In article <e6127db8e97846b9803f0c6cc932ebac@googlegroups.com>, mueckenh@rz.fhaugsburg.de wrote:
> On Sunday, 3 August 2014 23:48:21 UTC+2, Zeit Geist wrote: > > > You have Shown this For Sets of All Finite Cardinalities. > > > > You have Not Shown that this is True of N itself. > > Nobody can show anything for N itself.
Outside of WM's worthless world of WMytheology, one can easily prove that N is a wellordered set.
So that WM's claim that no one can prove anything for N itself is proven FALSE! > But you cannot show any proof that proves the > bijection for N itself, can you? Yes I can provide such a proof, though it is not mine:
Each member of Q is of form m/n, with m an integer, n a natural, and with no common factor greater than 1.
Order them by increasing values of m+n and for equal values of m+n by increasing values of m.
This is a wellordering of Q with a first rational, 0/1, and for each rational a unique successor rational, and none left out.

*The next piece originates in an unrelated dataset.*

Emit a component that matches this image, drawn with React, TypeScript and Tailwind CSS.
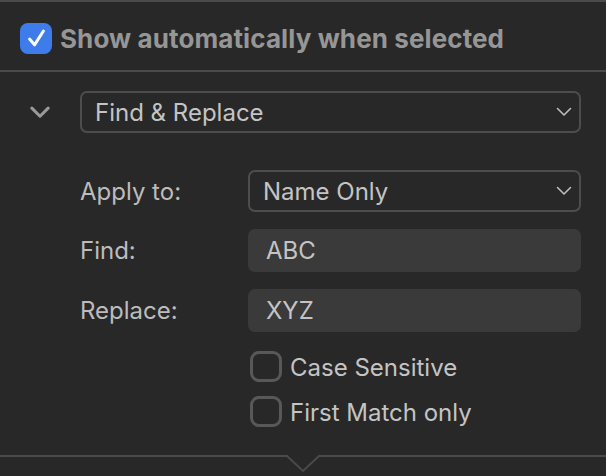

Thus each rational is now enumerated by the natural number marking its position in that wellordering, and Mueckenheim is proved WRONG!.
> > Show a proof of bijection N and Q according to your delusions.
See above! > > > > Now, let P(x) be "The Set x doe Not Enumerate Q." > > > > You Prove "For All n e N, P(n)" and Erroneously Conclude "P(N)". > > > > What gives you the Logical Validity to do this? > > I do not claim that N enumerates Q. But the above proof shows it does enumerate when Q is wellordered as described!
> I claim that all natural numbers cannot > enumerate all rational numbers.
The above proof proves otherwise!
> Set theory "proves" that all natural numbers > can enumerate all rational numbers.
Proper mathematics proves it!
> > > > We all know that there are enumerations of the rationals (in set > > > > theory, > > > > not WMaths  even you know that)
> > > You all are taking the first few numbers for "all". That is rather naive.
> > Nope, ALL.
> How do you do so?
By wellordering Q as described above. > > > Each and Every of the Rationals in Q is made to Correspond to Exactly One > > Natural in N. > > How is that accomplished?
By wellordering Q as described above.
> Show it!!!
Shown above, unless WM snips it!
> Further unfounded assertions deleted. > Here is sci.math and not sci.belief in delusions. Until WM can prove that the wellordering of Q described above is NOT a wellordering of Q, the bijection between N and Q, that WM denies, will remain proved to exist!
And WM will remain wrong! Again!! As usual!!!  Virgil "Mit der Dummheit kampfen Gotter selbst vergebens." (Schiller)